The information about the possibility of sale of land and buildings in Karachi, came along with the Siemens (Pakistan) ‘profit warning’: “The company’s profitability for the financial year ending on Sept 30, 2014, is adversely affected by multifarious reasons and as a result the company expects to report loss.” Siemens had told shareholders.
In early March this year, Siemens Pakistan had announced its decision to sell the transformer business. Investors wondered what was going on and if the company on the KSE’s general industrial sector with Rs17 billion in total assets was calling quits to the country.
A person in the know of things, however, said that such was not the case. “Siemens will retain manufacturing rights of transformers of certain specifications,” he asserted.
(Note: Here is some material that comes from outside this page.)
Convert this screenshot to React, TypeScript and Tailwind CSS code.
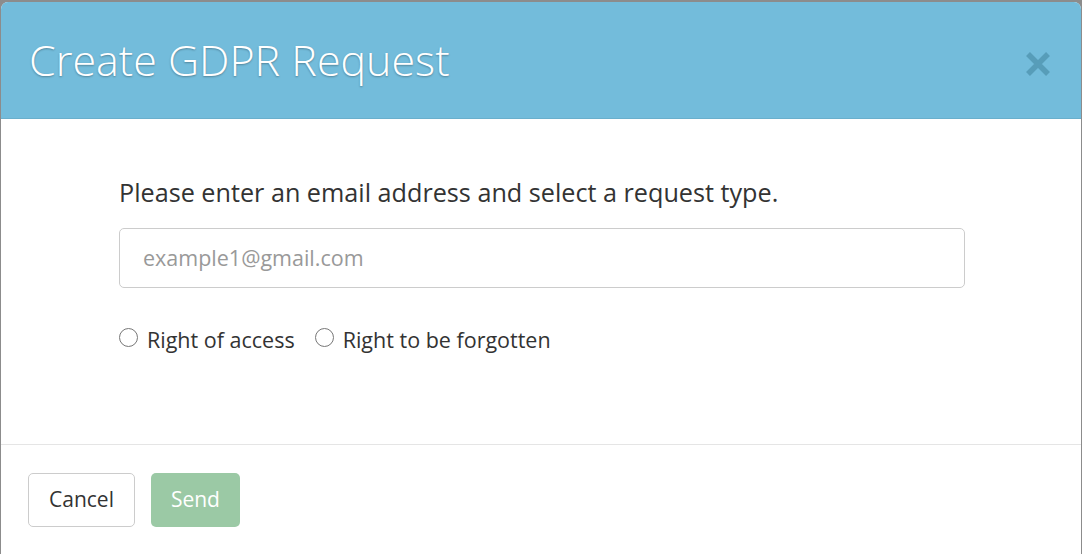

The remaining business in transformers was proposed to be sold with a couple of buyers already engaged in conducting the due diligence. Siemens was likely to cease much of the manufacturing activity as it thought it unfavourable in the face of shortage of power, water and an uncertain law and order situation particularly in Karachi, he said.
He thought that the company would continue to sell the Siemens products manufactured outside Pakistan.
An old-timer at the market lamented that once a landmark facility for manufacturing heavy electrical engineering products in Karachi’s SITE industrial area, Siemens had lost its glory. For FY13 the company had incurred loss before tax amounted to Rs821m with net sales down to Rs13bn, from Rs13.8bn the earlier year.